What Really Solves the Problem: Growth and Babies

There are only two ways to make Social Security truly sustainable.

First, drive faster productivity growth. That means reindustrializing the U.S. economy, bringing supply chains home, investing in infrastructure and energy, and lifting real wages. If each worker produces more, the system works—even with earlier retirement.

Second, and even more important, rebuild our demographic base. The long-term challenge isn’t just fiscal. It’s civilizational. America is aging because too few young people are getting married and having children. We need a national strategy to support family formation—pro-natalist policies that make it easier to start a family at a younger age, buy a home, and raise kids in stable communities.

This is not utopian. It’s arithmetic. A country with rising productivity and a growing population can afford to take care of its retirees. A country with stagnant output and collapsing fertility cannot.

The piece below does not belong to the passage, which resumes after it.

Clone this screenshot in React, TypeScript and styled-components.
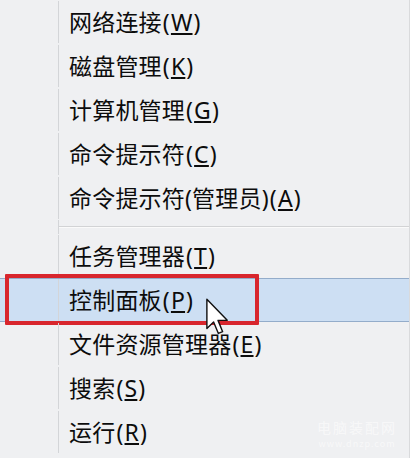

The Technocrats Keep Missing the Point

The reason Schrager’s proposal keeps coming back—like Paul Ryan’s old chart about “working longer”—is because it flatters the technocrat’s instinct. It sounds like a structural fix. It targets a big line item. It even comes with a chart.

But it’s the wrong answer to the right question. We don’t need to fiddle with the retirement age. We need to build an economy that can actually support the promises we’ve already made.

Let’s stop pretending we can balance the books by asking warehouse workers to clock in until 70. Let’s get serious about what it takes to sustain a nation.